Saturday, February 7, 2015

"Earning Out," Black Ink for Writer and Publisher

In the act of leaving your studio for a strategy dinner with your literary agent, you found in the mailbox a letter from a publisher containing a royalty check for a handsome sum, bordering on impressive, a handwritten note on a Post-it informing you it was all yours; the agent's commission had been sent.

This put you in not only a good mood, a reflective one as well.  There have been other royalty checks, which are in effect the result of you having paid off an interest free loan through the sale of enough copies of your books to offset the advance on which you lived riotously or precariously while writing said book.

Royalty checks of any amount mean you have, to use the publishing term you so often heard in sales meetings, "earned out."  You and the publisher are now on a path of black ink and, for you, celebratory dinners in keeping with the amount within the sum brackets.  

Royalty checks of any amount mean a raucous parade, a kind of New Orleans Mardi Gras parade of new ideas for new projects, all trying to convince you of the wise choice you made in choosing this sort of life

The reflections come from the irony and fact of your not always knowing which things will be accepted for publication.  In fact, there were times when things you thought certain to be published were not and things you thought had no chance of being published were.  The reflections, although somewhat of a critical nature, are all positive.  Given the amount of reading you do, you have a sense of your abilities analogous to your credit score.

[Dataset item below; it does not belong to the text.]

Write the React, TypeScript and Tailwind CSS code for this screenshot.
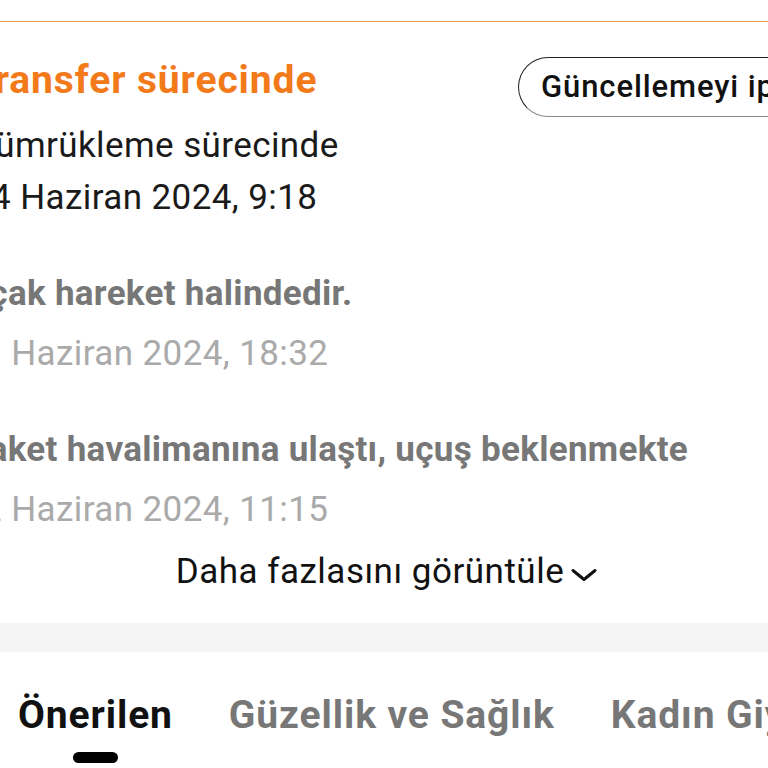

In the past, your credit score was borderline awful, a haunting, parallel line to your writing ability.  Through your efforts, stubbornness, and some possible measure of ability, you were able to cause some growth. Those times and circumstances have changed.  You cannot affix a number to your writing score, and although you're aware--by accident--of your credit score, you know it is pushing the high edges of good.  From past experiences, you understand how unwise it would be of you to take either of these parallel lines for granted. 

You are more interested in your writing score,to the point where you frequently practice some aspect of craft, or writing notes and dialogues to yourself, such as these notes, in which you try to spell out for yourself your visions on language, story, theme, character, and point of view so that, knowing your approach, you will not be imitating things from past eras you found useful; you will be seeing composition from your own vision.

Starting around September of last year, you began attracting a particular sort of comment on these vagrant essays and entries unlike any others in your eight years of blogging.  Not that you get that many comments of any sort, but those you do get are from friends checking in, long lost students rediscovering you, and in one extreme case, a realtor, offering to get you in the house of your dreams, provided you were willing to move to Pahrump, Nevada.

The comments of which you speak all lead to sites where you, with little effort, can secure well-written papers for nearly any college-level class, with no possibility of plagiarism.  True enough, many of the comments introducing you to these sites betray an English with some foreign locution or accent.  What these commentators don't know is the way your job, during your last two years as an undergraduate, led you to a dramatic uptick in grades and understanding.

From three thirty in the afternoon until twelve ten the following morning, you worked in the night office of the Associate Press, the low man on the totem pole of reporters, editors, and teletypists, in addition to state, local, national, and international wires (the technology of the time) which fed data to all AP subscribers.

You sometimes got to write so-called "shorts," such as LOS ANGELES--The Egg market closed hire today.  Or, DOVER, ENGLAND--No one attempted to swim the English Channel today.  Maybe tomorrow.

Shorts, the AP style and usage guide, and the journalism basics of a pyramid writing style, with the important material first, followed by lesser facts, found their way into your essay type questions and your more focused take on the materials you were asked to absorb.

These comments on your blog writings serve as lessons of equal value to your times at the Associated Press.  No matter how earnest and focused your approach, you cannot control the effect it will have on all who read it.  You have to be satisfied with, in essence settle for, the effect it has on you.